[Brief]:
Leave the pictures out and transcribe every record exactly.

-- Begin Records shown --

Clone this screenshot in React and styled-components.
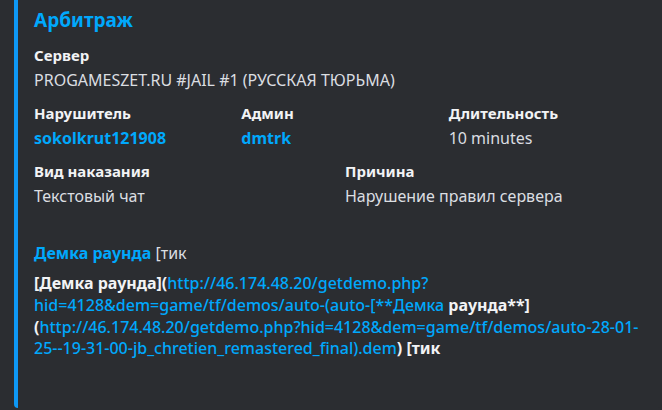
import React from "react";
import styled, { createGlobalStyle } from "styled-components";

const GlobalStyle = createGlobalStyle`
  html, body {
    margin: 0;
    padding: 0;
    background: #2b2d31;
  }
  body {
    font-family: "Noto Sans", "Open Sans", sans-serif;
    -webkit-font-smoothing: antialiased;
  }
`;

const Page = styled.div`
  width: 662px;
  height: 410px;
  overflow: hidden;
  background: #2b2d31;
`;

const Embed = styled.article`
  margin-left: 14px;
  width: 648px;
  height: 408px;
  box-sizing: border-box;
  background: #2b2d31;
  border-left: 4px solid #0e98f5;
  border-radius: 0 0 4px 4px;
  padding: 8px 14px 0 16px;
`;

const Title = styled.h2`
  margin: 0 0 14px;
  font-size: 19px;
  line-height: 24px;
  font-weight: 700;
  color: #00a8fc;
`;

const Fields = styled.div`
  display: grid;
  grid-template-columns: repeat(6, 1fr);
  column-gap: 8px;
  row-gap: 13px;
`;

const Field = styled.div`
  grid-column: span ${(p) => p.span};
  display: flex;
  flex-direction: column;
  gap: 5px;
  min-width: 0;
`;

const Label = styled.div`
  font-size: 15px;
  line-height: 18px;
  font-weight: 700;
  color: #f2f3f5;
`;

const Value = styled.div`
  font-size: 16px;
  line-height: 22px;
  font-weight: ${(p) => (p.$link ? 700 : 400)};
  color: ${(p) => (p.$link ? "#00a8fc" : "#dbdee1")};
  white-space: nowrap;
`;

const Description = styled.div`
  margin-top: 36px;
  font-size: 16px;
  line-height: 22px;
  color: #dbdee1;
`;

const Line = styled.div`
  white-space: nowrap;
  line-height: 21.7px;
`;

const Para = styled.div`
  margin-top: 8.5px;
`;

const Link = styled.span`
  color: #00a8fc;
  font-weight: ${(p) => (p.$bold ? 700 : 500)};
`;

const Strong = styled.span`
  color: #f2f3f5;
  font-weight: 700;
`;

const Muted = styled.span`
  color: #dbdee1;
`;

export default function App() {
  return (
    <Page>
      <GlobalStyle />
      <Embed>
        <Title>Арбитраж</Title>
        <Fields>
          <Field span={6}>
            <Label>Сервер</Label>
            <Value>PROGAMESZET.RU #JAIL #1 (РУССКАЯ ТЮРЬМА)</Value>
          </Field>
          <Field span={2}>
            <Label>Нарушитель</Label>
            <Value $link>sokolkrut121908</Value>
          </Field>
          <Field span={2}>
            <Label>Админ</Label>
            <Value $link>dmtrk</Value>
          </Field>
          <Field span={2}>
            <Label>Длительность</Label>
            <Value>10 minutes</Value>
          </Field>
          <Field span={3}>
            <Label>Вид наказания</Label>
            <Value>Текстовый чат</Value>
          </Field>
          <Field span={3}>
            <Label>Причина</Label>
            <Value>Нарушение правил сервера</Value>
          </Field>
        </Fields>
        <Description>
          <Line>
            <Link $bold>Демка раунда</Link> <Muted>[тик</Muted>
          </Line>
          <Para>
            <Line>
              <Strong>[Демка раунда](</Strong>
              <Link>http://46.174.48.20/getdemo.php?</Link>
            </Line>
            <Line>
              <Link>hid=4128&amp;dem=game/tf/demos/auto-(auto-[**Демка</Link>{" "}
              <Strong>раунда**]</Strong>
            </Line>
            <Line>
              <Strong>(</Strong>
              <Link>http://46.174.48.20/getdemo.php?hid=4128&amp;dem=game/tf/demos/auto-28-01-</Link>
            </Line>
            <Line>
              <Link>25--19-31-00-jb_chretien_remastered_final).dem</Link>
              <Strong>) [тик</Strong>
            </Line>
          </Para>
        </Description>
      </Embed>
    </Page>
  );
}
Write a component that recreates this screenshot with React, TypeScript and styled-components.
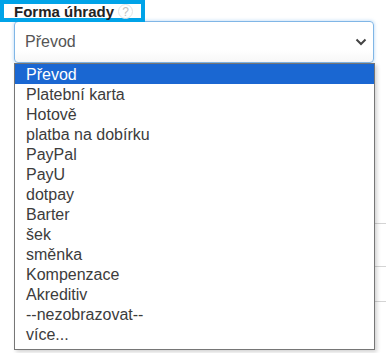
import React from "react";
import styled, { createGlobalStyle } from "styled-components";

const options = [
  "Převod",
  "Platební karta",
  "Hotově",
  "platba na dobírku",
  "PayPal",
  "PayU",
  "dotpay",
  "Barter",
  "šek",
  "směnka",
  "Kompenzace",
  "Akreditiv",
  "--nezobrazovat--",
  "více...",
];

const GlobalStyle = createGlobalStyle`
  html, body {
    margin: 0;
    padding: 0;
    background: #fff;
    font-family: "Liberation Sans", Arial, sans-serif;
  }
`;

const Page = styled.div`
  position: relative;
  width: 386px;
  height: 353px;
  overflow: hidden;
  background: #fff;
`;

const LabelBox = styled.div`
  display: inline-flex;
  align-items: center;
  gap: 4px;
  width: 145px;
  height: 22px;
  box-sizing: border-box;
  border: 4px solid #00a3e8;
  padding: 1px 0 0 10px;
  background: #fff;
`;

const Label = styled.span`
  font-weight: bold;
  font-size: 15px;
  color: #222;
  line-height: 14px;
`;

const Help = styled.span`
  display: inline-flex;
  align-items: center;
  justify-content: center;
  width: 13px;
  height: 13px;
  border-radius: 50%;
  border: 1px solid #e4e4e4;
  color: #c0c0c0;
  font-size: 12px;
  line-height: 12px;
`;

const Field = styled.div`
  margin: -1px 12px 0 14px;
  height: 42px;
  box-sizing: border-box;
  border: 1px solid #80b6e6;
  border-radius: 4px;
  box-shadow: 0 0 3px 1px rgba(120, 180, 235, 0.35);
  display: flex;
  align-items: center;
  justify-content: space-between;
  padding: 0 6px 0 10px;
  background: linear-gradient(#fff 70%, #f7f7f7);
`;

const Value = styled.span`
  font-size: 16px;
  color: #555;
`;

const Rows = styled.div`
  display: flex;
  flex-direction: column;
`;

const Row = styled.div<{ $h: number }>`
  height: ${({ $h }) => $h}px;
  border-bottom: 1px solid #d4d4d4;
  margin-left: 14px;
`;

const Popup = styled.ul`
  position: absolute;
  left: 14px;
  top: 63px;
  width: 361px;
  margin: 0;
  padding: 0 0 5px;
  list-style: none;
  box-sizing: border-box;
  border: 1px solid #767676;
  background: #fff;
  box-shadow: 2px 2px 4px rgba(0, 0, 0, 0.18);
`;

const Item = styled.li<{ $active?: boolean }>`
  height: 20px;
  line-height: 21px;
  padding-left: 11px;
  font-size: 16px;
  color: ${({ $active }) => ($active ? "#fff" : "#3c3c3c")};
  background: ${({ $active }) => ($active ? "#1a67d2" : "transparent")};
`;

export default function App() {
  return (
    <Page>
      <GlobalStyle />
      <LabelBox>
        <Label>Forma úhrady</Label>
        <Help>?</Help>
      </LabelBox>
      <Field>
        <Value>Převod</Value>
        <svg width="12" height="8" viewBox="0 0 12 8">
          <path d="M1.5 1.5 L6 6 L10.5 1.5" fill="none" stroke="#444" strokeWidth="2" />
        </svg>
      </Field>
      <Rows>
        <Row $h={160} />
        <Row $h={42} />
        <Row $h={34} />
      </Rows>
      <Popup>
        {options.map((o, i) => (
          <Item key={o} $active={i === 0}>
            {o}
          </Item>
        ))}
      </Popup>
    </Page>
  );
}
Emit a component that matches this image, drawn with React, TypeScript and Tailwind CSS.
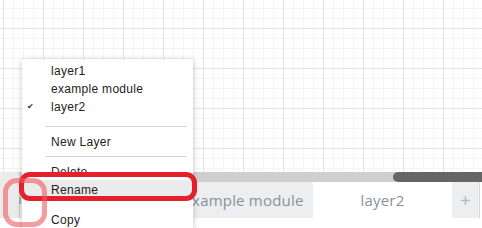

-- End Records shown --

[Complete response]:
Clone this screenshot in React and styled-components.
import React from "react";
import styled, { createGlobalStyle } from "styled-components";

const GlobalStyle = createGlobalStyle`
  html, body {
    margin: 0;
    padding: 0;
    background: #2b2d31;
  }
  body {
    font-family: "Noto Sans", "Open Sans", sans-serif;
    -webkit-font-smoothing: antialiased;
  }
`;

const Page = styled.div`
  width: 662px;
  height: 410px;
  overflow: hidden;
  background: #2b2d31;
`;

const Embed = styled.article`
  margin-left: 14px;
  width: 648px;
  height: 408px;
  box-sizing: border-box;
  background: #2b2d31;
  border-left: 4px solid #0e98f5;
  border-radius: 0 0 4px 4px;
  padding: 8px 14px 0 16px;
`;

const Title = styled.h2`
  margin: 0 0 14px;
  font-size: 19px;
  line-height: 24px;
  font-weight: 700;
  color: #00a8fc;
`;

const Fields = styled.div`
  display: grid;
  grid-template-columns: repeat(6, 1fr);
  column-gap: 8px;
  row-gap: 13px;
`;

const Field = styled.div`
  grid-column: span ${(p) => p.span};
  display: flex;
  flex-direction: column;
  gap: 5px;
  min-width: 0;
`;

const Label = styled.div`
  font-size: 15px;
  line-height: 18px;
  font-weight: 700;
  color: #f2f3f5;
`;

const Value = styled.div`
  font-size: 16px;
  line-height: 22px;
  font-weight: ${(p) => (p.$link ? 700 : 400)};
  color: ${(p) => (p.$link ? "#00a8fc" : "#dbdee1")};
  white-space: nowrap;
`;

const Description = styled.div`
  margin-top: 36px;
  font-size: 16px;
  line-height: 22px;
  color: #dbdee1;
`;

const Line = styled.div`
  white-space: nowrap;
  line-height: 21.7px;
`;

const Para = styled.div`
  margin-top: 8.5px;
`;

const Link = styled.span`
  color: #00a8fc;
  font-weight: ${(p) => (p.$bold ? 700 : 500)};
`;

const Strong = styled.span`
  color: #f2f3f5;
  font-weight: 700;
`;

const Muted = styled.span`
  color: #dbdee1;
`;

export default function App() {
  return (
    <Page>
      <GlobalStyle />
      <Embed>
        <Title>Арбитраж</Title>
        <Fields>
          <Field span={6}>
            <Label>Сервер</Label>
            <Value>PROGAMESZET.RU #JAIL #1 (РУССКАЯ ТЮРЬМА)</Value>
          </Field>
          <Field span={2}>
            <Label>Нарушитель</Label>
            <Value $link>sokolkrut121908</Value>
          </Field>
          <Field span={2}>
            <Label>Админ</Label>
            <Value $link>dmtrk</Value>
          </Field>
          <Field span={2}>
            <Label>Длительность</Label>
            <Value>10 minutes</Value>
          </Field>
          <Field span={3}>
            <Label>Вид наказания</Label>
            <Value>Текстовый чат</Value>
          </Field>
          <Field span={3}>
            <Label>Причина</Label>
            <Value>Нарушение правил сервера</Value>
          </Field>
        </Fields>
        <Description>
          <Line>
            <Link $bold>Демка раунда</Link> <Muted>[тик</Muted>
          </Line>
          <Para>
            <Line>
              <Strong>[Демка раунда](</Strong>
              <Link>http://46.174.48.20/getdemo.php?</Link>
            </Line>
            <Line>
              <Link>hid=4128&amp;dem=game/tf/demos/auto-(auto-[**Демка</Link>{" "}
              <Strong>раунда**]</Strong>
            </Line>
            <Line>
              <Strong>(</Strong>
              <Link>http://46.174.48.20/getdemo.php?hid=4128&amp;dem=game/tf/demos/auto-28-01-</Link>
            </Line>
            <Line>
              <Link>25--19-31-00-jb_chretien_remastered_final).dem</Link>
              <Strong>) [тик</Strong>
            </Line>
          </Para>
        </Description>
      </Embed>
    </Page>
  );
}
Write a component that recreates this screenshot with React, TypeScript and styled-components.
import React from "react";
import styled, { createGlobalStyle } from "styled-components";

const options = [
  "Převod",
  "Platební karta",
  "Hotově",
  "platba na dobírku",
  "PayPal",
  "PayU",
  "dotpay",
  "Barter",
  "šek",
  "směnka",
  "Kompenzace",
  "Akreditiv",
  "--nezobrazovat--",
  "více...",
];

const GlobalStyle = createGlobalStyle`
  html, body {
    margin: 0;
    padding: 0;
    background: #fff;
    font-family: "Liberation Sans", Arial, sans-serif;
  }
`;

const Page = styled.div`
  position: relative;
  width: 386px;
  height: 353px;
  overflow: hidden;
  background: #fff;
`;

const LabelBox = styled.div`
  display: inline-flex;
  align-items: center;
  gap: 4px;
  width: 145px;
  height: 22px;
  box-sizing: border-box;
  border: 4px solid #00a3e8;
  padding: 1px 0 0 10px;
  background: #fff;
`;

const Label = styled.span`
  font-weight: bold;
  font-size: 15px;
  color: #222;
  line-height: 14px;
`;

const Help = styled.span`
  display: inline-flex;
  align-items: center;
  justify-content: center;
  width: 13px;
  height: 13px;
  border-radius: 50%;
  border: 1px solid #e4e4e4;
  color: #c0c0c0;
  font-size: 12px;
  line-height: 12px;
`;

const Field = styled.div`
  margin: -1px 12px 0 14px;
  height: 42px;
  box-sizing: border-box;
  border: 1px solid #80b6e6;
  border-radius: 4px;
  box-shadow: 0 0 3px 1px rgba(120, 180, 235, 0.35);
  display: flex;
  align-items: center;
  justify-content: space-between;
  padding: 0 6px 0 10px;
  background: linear-gradient(#fff 70%, #f7f7f7);
`;

const Value = styled.span`
  font-size: 16px;
  color: #555;
`;

const Rows = styled.div`
  display: flex;
  flex-direction: column;
`;

const Row = styled.div<{ $h: number }>`
  height: ${({ $h }) => $h}px;
  border-bottom: 1px solid #d4d4d4;
  margin-left: 14px;
`;

const Popup = styled.ul`
  position: absolute;
  left: 14px;
  top: 63px;
  width: 361px;
  margin: 0;
  padding: 0 0 5px;
  list-style: none;
  box-sizing: border-box;
  border: 1px solid #767676;
  background: #fff;
  box-shadow: 2px 2px 4px rgba(0, 0, 0, 0.18);
`;

const Item = styled.li<{ $active?: boolean }>`
  height: 20px;
  line-height: 21px;
  padding-left: 11px;
  font-size: 16px;
  color: ${({ $active }) => ($active ? "#fff" : "#3c3c3c")};
  background: ${({ $active }) => ($active ? "#1a67d2" : "transparent")};
`;

export default function App() {
  return (
    <Page>
      <GlobalStyle />
      <LabelBox>
        <Label>Forma úhrady</Label>
        <Help>?</Help>
      </LabelBox>
      <Field>
        <Value>Převod</Value>
        <svg width="12" height="8" viewBox="0 0 12 8">
          <path d="M1.5 1.5 L6 6 L10.5 1.5" fill="none" stroke="#444" strokeWidth="2" />
        </svg>
      </Field>
      <Rows>
        <Row $h={160} />
        <Row $h={42} />
        <Row $h={34} />
      </Rows>
      <Popup>
        {options.map((o, i) => (
          <Item key={o} $active={i === 0}>
            {o}
          </Item>
        ))}
      </Popup>
    </Page>
  );
}
Emit a component that matches this image, drawn with React, TypeScript and Tailwind CSS.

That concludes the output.